KUNST-WERKE BERLIN e. V., which operates the KW Institute for Contemporary Art and mounts the Berlin Biennale for contemporary Art, is one of the most highly renowned international organizations for contemporary art and celebrates its 30th anniversary in 2021. Founded by Klaus Biesenbach, Alexandra Binswanger, Philipp von Doering, Clemens Homburger, and Alfonso Rutigliano in 1991 and led by Krist Gruijthuijsen since 2016, the KW Institute for Contemporary Art has established what was originally a dilapidated margarine factory in post-fall-of-the-Wall Berlin as a site of progressive practices in the international art field. In addition to seminal exhibition projects like when tekkno turns to sound of poetry (1995), Stand der Dinge (State of Affairs) (2000), Territories (2003), Regarding Terror: The RAF Exhibition (2005), One on One (2012/13), Fire and Forget. On Violence (2015), and The Making of Husbands: Christina Ramberg in Dialogue (2019/20), KW has showcased the art of Absalon, Kader Attia, Keren Cytter, Cyprien Gaillard, Douglas Gordon, Channa Horwitz, Carsten Höller, Renata Lucas, Hiwa K, Annette Kelm, Mika Rottenberg, Anri Sala, Christoph Schlingensief, Hassan Sharif, and many others. First held in 1998 and directed by Gabriele Horn since 2002, the Berlin Biennale for Contemporary Art brings artists, theorists, and other prominent figures from all over the world to the city every two years and has made vital contributions to emerging discourses in contemporary art.

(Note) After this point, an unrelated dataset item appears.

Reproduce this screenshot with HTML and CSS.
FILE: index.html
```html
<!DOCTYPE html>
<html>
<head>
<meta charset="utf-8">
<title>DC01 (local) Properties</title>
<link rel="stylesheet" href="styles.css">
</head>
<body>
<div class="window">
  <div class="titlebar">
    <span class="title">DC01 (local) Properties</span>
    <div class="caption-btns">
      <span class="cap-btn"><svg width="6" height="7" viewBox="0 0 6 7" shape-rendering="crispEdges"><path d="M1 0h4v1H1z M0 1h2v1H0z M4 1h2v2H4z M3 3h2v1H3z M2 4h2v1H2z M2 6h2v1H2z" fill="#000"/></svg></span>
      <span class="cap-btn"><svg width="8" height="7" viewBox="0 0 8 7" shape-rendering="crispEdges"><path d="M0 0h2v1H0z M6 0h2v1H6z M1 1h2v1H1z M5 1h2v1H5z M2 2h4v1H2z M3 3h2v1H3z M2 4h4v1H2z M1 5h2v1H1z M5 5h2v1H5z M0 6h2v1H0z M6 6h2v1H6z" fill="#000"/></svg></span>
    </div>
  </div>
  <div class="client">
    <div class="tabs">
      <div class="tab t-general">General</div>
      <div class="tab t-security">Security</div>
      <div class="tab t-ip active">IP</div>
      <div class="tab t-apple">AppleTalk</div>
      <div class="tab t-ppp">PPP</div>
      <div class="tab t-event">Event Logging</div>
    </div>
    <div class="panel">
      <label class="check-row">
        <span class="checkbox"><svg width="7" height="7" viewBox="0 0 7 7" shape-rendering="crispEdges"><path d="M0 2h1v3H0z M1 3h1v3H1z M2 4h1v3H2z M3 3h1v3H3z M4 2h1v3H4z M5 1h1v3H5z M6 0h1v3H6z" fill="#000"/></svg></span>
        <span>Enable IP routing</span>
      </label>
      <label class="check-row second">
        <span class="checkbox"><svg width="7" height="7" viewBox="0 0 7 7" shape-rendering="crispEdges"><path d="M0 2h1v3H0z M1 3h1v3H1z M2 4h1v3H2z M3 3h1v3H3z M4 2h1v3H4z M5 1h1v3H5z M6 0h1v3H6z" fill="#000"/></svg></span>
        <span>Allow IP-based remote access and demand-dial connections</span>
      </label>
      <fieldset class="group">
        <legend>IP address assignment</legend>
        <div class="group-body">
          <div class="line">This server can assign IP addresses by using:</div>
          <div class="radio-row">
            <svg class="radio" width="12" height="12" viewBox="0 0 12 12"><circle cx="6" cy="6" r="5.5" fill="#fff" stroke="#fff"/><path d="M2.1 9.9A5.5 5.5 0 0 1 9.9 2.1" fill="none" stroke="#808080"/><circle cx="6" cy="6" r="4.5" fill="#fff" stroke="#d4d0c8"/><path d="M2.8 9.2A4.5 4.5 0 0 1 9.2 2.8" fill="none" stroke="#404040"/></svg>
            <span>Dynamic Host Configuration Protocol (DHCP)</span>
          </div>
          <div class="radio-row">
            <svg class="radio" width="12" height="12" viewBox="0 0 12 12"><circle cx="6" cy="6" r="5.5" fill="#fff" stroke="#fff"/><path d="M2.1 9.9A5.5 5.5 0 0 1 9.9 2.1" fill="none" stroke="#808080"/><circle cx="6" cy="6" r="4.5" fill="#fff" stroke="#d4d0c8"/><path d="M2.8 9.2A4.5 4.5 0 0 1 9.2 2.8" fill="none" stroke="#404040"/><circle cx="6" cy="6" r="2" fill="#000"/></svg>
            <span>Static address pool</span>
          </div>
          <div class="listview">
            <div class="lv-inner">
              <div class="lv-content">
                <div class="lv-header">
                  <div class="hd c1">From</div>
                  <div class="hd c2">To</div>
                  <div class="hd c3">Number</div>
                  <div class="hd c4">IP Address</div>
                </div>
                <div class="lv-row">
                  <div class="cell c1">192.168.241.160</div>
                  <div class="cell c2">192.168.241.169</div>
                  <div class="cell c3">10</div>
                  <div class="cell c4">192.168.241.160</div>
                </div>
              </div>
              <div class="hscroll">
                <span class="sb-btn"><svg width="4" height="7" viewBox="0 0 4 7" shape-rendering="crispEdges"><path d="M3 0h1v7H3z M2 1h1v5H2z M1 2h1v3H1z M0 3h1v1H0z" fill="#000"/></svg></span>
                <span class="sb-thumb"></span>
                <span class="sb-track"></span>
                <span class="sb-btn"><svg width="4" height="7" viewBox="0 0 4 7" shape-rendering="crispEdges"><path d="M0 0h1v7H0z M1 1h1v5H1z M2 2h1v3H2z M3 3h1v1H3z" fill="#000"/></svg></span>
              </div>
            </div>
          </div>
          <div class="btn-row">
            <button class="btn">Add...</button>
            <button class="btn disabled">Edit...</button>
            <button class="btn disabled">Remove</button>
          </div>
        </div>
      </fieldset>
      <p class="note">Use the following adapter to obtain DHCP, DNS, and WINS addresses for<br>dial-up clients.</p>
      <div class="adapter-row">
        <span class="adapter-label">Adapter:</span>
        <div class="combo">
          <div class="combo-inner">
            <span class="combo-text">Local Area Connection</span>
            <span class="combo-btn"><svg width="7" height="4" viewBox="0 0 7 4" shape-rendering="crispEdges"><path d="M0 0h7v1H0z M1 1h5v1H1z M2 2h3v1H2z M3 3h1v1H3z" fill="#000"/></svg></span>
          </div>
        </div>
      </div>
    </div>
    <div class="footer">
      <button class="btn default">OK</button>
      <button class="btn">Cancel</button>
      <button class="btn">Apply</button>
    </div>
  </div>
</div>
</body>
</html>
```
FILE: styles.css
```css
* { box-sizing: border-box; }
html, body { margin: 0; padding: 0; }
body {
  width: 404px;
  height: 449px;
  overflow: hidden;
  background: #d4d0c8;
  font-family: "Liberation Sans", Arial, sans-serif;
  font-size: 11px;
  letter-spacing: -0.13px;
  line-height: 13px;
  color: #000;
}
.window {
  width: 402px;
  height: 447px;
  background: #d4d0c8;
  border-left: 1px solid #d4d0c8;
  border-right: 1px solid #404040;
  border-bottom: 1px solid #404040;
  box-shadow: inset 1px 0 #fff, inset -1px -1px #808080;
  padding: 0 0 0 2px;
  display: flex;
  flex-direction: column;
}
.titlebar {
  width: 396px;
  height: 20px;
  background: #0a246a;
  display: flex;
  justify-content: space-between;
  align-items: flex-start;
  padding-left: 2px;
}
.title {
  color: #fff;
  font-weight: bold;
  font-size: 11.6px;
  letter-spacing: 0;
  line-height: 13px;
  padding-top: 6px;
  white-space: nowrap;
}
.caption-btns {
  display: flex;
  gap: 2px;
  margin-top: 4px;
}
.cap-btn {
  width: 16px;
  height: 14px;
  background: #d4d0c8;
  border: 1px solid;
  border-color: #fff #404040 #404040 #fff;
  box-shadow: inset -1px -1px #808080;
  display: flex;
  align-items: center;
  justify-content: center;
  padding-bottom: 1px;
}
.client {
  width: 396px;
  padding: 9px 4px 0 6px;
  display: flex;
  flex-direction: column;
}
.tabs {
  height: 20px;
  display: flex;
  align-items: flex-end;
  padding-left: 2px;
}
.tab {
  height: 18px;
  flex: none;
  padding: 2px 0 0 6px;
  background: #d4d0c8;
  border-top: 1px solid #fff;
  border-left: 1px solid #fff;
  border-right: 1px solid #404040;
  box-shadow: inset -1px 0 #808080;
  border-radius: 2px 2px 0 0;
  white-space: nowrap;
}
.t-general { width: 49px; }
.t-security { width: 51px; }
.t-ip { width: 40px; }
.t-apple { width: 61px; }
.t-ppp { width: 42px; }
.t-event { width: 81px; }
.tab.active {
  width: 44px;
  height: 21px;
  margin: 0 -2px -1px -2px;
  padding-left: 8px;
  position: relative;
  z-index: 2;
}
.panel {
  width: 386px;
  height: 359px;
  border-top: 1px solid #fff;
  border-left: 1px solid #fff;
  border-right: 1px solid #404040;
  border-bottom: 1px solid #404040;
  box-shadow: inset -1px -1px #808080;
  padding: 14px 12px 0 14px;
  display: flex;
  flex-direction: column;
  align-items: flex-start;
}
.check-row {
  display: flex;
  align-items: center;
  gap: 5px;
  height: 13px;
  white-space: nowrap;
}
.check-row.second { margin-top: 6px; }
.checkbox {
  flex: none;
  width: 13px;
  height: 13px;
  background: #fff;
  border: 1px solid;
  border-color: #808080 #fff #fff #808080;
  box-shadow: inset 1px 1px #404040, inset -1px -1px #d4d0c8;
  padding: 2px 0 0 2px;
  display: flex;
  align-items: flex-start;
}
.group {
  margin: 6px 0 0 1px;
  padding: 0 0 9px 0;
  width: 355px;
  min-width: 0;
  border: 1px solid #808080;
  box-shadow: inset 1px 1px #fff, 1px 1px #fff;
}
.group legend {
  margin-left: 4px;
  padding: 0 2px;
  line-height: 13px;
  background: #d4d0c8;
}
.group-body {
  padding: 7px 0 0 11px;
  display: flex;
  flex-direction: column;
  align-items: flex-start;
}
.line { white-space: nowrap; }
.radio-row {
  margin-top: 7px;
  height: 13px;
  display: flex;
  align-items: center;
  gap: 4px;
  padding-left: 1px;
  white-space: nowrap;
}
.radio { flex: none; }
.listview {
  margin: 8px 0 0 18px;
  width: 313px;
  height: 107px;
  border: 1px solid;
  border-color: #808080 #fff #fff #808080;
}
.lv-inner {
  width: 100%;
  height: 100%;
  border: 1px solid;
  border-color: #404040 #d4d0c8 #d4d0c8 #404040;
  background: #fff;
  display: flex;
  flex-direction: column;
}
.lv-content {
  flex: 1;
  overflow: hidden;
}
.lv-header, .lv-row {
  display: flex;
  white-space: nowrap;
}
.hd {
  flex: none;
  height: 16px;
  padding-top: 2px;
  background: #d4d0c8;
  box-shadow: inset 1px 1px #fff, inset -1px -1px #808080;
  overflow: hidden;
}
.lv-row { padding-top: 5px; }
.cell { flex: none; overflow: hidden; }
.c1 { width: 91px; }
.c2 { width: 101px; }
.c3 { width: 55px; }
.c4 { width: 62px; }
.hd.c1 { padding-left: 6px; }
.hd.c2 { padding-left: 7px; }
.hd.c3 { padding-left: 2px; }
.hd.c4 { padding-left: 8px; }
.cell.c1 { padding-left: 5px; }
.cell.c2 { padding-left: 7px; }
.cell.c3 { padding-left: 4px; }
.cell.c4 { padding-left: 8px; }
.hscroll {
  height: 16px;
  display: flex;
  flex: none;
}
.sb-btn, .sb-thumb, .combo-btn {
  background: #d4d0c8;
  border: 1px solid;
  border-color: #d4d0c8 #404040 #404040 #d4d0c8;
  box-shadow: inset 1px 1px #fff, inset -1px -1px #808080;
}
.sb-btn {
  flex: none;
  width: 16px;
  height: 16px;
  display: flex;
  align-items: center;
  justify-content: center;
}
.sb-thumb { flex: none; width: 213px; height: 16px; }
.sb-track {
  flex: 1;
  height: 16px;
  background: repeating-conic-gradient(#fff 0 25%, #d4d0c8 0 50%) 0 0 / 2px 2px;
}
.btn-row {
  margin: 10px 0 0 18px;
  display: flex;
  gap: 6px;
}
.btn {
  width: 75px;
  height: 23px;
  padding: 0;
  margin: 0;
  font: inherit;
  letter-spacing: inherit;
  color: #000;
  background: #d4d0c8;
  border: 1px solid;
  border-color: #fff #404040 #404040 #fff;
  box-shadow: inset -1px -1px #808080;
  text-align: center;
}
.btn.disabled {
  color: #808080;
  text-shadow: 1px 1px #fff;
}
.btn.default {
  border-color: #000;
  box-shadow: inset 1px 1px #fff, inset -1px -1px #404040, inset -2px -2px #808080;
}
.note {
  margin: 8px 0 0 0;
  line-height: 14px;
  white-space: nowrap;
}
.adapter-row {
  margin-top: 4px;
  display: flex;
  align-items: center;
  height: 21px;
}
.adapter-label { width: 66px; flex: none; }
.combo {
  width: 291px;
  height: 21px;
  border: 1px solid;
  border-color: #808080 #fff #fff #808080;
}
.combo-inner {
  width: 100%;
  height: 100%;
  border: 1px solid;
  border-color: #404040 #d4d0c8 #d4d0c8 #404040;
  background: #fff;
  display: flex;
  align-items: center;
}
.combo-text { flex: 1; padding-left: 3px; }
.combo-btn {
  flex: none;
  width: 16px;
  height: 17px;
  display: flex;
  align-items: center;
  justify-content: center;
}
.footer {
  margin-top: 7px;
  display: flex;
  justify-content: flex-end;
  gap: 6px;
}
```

Released on occasion of the anniversary, this first comprehensive publication on KUNST-WERKE BERLIN e. V. is the fruit of Jenny Dirksen’s extensive research into the organization’s history. It presents selections from the sizable archive and unfurls a polyphonic institutional history, with a timeline running to over 300 pages, photographs, writings by Klaus Biesenbach, Jenny Dirksen, Susanne von Falkenhausen, Eva Scharrer, and Jan Verwoert, and recollections of contemporary observers and friends and associates of the KUNST-WERKE BERLIN from three decades.